RECORDED INFORMATION:
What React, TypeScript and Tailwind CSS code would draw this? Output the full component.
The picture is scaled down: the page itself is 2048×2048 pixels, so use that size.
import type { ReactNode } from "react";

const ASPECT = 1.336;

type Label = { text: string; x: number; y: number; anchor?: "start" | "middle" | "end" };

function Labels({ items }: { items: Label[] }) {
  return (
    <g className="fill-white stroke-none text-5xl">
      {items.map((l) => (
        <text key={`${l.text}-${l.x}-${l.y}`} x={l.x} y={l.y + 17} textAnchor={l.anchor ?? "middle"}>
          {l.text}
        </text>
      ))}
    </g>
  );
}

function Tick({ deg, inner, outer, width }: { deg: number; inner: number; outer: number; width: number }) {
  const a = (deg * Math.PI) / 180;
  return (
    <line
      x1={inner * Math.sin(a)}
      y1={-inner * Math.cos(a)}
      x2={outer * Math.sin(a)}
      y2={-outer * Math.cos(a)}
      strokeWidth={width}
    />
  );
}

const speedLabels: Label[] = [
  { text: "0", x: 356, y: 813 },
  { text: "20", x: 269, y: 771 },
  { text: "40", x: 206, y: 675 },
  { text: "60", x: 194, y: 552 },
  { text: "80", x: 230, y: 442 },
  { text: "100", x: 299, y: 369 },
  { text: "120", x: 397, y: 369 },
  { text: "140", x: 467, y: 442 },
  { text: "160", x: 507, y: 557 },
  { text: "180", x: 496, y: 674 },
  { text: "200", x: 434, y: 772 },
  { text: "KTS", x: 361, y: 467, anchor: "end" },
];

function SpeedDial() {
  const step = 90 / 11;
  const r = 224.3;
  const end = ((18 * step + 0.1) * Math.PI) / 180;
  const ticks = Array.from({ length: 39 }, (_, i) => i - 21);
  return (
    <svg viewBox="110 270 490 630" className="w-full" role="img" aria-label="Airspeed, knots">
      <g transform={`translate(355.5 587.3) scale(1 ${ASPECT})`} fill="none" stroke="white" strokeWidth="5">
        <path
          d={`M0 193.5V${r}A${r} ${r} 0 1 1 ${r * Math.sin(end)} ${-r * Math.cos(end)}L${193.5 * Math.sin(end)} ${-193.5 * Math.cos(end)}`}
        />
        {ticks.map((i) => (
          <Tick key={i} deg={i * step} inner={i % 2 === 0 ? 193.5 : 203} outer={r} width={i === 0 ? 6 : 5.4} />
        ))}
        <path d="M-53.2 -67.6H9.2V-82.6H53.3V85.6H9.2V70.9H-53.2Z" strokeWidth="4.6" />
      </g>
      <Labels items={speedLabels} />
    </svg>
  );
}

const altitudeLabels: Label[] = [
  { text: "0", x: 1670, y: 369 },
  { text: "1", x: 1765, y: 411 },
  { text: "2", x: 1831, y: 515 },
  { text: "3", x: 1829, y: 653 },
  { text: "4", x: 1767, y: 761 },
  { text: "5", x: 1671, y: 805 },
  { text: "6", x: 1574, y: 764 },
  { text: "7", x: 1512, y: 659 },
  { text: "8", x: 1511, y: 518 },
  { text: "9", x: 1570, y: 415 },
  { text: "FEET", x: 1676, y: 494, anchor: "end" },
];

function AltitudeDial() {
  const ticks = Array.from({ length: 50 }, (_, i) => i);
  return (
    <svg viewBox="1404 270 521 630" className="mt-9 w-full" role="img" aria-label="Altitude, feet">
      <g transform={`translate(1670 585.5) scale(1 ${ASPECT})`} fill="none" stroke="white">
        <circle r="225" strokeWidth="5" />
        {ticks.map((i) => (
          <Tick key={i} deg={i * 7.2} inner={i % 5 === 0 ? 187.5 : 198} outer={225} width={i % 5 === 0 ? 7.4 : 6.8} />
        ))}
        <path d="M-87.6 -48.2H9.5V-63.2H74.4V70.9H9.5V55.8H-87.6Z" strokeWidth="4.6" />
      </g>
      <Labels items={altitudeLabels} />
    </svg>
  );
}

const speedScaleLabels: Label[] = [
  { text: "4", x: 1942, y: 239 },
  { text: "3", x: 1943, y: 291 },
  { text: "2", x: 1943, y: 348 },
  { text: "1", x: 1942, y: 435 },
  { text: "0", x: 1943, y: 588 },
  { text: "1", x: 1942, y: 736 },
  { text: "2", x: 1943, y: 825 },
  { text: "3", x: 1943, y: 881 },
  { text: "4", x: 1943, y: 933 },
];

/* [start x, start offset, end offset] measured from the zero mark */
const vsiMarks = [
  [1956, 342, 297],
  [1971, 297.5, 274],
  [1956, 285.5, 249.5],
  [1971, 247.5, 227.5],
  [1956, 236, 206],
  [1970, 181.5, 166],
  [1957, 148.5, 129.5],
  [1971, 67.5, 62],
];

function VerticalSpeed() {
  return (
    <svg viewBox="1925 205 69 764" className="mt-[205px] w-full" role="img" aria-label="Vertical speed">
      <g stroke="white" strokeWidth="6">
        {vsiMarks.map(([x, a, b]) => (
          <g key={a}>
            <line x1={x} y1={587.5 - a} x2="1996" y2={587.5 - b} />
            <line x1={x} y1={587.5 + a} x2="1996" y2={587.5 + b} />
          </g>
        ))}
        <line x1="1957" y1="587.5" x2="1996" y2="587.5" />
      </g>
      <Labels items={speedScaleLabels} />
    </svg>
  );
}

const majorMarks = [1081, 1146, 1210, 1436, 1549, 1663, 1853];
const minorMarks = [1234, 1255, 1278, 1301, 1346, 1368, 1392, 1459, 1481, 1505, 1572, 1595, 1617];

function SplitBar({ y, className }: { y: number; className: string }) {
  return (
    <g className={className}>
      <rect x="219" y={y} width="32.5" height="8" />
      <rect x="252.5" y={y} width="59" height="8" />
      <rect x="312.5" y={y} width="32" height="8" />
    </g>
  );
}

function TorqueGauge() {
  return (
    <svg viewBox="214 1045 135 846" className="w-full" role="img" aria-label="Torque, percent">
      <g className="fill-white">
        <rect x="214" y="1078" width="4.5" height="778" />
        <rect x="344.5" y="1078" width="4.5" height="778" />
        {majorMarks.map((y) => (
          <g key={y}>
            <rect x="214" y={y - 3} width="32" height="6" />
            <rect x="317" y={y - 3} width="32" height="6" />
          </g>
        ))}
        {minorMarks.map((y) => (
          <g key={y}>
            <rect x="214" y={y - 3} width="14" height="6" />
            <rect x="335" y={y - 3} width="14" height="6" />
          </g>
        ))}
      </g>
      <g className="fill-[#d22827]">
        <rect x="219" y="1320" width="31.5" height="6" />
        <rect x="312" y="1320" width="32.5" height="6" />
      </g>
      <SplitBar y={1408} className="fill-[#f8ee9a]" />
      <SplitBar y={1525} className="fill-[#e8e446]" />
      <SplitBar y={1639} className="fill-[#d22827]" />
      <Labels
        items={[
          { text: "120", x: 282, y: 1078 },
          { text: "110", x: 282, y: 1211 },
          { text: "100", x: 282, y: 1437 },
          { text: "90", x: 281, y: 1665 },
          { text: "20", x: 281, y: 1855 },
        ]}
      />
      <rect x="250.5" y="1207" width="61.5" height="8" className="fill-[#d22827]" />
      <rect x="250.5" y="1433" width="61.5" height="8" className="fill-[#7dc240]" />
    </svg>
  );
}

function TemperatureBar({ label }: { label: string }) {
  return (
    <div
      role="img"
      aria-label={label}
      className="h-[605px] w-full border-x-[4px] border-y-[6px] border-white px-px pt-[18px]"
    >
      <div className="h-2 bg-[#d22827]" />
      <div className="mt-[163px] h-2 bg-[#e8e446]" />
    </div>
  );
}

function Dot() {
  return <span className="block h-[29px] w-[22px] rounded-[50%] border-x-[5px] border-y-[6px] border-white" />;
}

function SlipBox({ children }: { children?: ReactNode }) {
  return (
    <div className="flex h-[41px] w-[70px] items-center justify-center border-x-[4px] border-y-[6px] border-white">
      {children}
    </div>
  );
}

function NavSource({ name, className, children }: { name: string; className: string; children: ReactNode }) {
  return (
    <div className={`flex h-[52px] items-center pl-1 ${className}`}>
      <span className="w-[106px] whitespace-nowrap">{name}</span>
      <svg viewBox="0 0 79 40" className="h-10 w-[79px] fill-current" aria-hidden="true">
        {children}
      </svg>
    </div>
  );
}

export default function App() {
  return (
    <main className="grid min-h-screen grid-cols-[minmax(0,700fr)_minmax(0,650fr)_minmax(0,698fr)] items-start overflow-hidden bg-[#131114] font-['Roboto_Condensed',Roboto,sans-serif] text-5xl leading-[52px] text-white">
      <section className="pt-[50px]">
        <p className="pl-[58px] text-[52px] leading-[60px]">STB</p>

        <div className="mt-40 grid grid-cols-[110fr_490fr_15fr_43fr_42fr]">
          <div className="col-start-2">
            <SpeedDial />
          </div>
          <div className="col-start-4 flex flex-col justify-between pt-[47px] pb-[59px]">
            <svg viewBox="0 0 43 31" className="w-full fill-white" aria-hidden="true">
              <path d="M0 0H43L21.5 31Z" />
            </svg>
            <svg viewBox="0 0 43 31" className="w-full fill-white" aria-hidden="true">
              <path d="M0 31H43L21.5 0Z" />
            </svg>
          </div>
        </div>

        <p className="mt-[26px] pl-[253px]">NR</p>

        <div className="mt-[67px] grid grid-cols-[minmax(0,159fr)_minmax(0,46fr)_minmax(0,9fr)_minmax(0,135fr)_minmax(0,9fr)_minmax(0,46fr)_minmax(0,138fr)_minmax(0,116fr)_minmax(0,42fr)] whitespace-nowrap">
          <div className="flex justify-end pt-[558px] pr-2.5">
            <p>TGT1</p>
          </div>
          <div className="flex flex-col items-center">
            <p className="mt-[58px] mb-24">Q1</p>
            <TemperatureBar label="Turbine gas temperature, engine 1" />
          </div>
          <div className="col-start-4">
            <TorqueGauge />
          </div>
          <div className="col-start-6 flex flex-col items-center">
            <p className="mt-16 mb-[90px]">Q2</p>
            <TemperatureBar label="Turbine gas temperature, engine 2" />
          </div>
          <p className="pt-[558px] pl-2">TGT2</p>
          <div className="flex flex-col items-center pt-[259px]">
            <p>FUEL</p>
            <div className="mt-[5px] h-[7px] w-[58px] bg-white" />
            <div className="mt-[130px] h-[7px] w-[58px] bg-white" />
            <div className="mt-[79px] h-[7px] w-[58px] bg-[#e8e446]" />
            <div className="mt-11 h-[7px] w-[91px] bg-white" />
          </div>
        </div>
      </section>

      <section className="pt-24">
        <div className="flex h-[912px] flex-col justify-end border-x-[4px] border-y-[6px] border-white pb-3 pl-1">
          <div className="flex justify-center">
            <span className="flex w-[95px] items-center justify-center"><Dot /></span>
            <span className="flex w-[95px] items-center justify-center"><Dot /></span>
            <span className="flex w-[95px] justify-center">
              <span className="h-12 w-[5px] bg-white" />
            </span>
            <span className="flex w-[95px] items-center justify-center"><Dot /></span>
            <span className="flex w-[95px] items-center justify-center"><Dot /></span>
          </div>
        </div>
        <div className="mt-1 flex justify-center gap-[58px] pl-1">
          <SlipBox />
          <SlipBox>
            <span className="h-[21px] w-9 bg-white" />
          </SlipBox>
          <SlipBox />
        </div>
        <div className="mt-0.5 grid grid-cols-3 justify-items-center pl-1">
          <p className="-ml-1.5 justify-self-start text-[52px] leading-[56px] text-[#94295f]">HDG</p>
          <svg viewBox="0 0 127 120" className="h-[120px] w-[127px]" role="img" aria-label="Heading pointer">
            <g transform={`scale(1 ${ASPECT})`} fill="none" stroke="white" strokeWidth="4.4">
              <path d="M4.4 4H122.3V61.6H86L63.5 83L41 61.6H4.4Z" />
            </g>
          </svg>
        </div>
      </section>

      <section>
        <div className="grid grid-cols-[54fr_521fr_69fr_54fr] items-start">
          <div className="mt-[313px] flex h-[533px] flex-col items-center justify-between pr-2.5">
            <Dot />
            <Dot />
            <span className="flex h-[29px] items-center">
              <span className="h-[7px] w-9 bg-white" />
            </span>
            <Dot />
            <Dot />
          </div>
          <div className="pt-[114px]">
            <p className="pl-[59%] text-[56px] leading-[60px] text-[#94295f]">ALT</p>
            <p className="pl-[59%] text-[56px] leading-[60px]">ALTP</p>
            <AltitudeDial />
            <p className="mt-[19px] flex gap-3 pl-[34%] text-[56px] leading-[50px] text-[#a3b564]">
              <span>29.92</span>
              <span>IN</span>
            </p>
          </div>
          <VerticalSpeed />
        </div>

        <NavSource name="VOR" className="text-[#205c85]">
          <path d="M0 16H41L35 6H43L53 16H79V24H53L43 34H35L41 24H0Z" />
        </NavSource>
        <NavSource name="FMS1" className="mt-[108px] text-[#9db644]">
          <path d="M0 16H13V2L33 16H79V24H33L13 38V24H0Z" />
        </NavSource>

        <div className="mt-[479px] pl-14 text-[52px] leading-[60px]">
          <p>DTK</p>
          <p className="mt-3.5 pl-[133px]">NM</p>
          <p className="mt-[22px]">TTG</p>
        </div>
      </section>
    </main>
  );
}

EXERCISE BRIEF:
Output exactly the lines running from the line containing "The picture is" through the line containing "string; x: number;", and only those lines.

WRITTEN ANSWER:
The picture is scaled down: the page itself is 2048×2048 pixels, so use that size.
import type { ReactNode } from "react";

const ASPECT = 1.336;

type Label = { text: string; x: number; y: number; anchor?: "start" | "middle" | "end" };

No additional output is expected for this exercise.